Dowell’s songs are simple and direct, aiming to conform with what she calls mountain music traditions. On the 19 tracks of A Place Way Back in Time, she sings of coal miners, the need to protect our natural resources, longing for home and longing for the past. She recorded a song in support of the Sioux of Standing Rock, North Dakota, who have been protesting the construction of an oil pipeline across sacred tribal land. (Photographer Michael Wilson made a video of Dowell and Oberst performing the song.) The songs look back, if not to simpler times, at least to simpler, less mediated music made with acoustic instruments, hewing to storytelling conventions. The title song is unabashedly nostalgic, with the treacle removed—explicitly, the place back in time is a place that cannot be reached. In their yearning tones and search for reconciliation, the songs feel honest.
“[Dowell’s] songs have a special quality to them,” says Chuck Black, the host of the Old-Time Music Radio Show on WOBO. “It’s like [real] old-time music. I mean there’s a lot of people writing so-called folk music—Americana is what people would call it more today—but hers is really like the old-time stuff. One way to define old-time music is pre-bluegrass, Appalachian folk music. That music goes back into the 1920s and even before that. I think she does a really fine job of writing in that vein.”
Dowell has been writing songs since she was in her 20s. “I don’t consider myself a singer or musician,” she says. “I just tell everybody I am a storyteller. I write songs. I love singing them. I play rhythm guitar to Mike’s really good musicianship.”
At first glance, they may seem an odd pair: Dowell now 72 and 6 feet tall, her white hair cut short, dressed for the stage in blue jeans and a button-down blouse; and Oberst, nearly four decades her junior, several inches shorter, his arms covered in tattoos, many dating to his days playing in such punk bands as Disarm and The Resurgence, a signature bandanna tied around his neck. At a February performance at the Church of Our Saviour in Mt. Auburn, the differences melt away as the two begin to play. They have become close friends since they first met four years ago, which is evident as they read each other’s eyes and body language, Oberst singing harmony, then checking back, changing key.
When her on-stage rapport with Oberst is brought up, Dowell laughs. She says the reason they make eye contact so often on stage is that with his busy schedule—which includes playing and recording with the Tillers and other projects; teaching banjo; and caring for his 2-year-old son, Willie—they don’t have time to rehearse. She describes the two of them heading to a gig in Indianapolis, harmonizing while Oberst drove. “And that was our rehearsal,” she says.

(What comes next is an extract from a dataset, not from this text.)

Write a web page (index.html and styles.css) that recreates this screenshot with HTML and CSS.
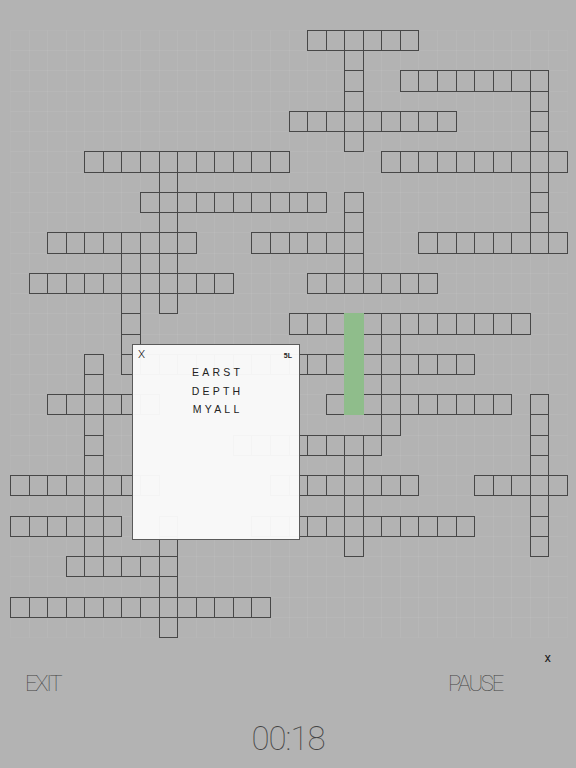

Home for Dowell is a mixture of chords, stories, and memories: her community in Cincinnati, her house in the hills of Delhi, which is bright, woody, and immaculate, with Southwestern style art pottery and abstract landscape themes in rugs and artwork. She has never married or had children; she says she never had the interest. The songs make clear she has plenty of family, though her twin sister, Rene, was killed in a car crash when the two were in their early 20s. Union Grove is never far.
“I’ve lived here since 1970, 1971,” she says. “So I’ve made about 400 trips down that road to home. I’m still one of those misplaced hillbillies, I guess. I always say when hillbillies die and go to heaven they’re happy, but they still want to go home on the weekend.” Guitar in hand, she strums a chord, and the listener goes along with her on that long ride home.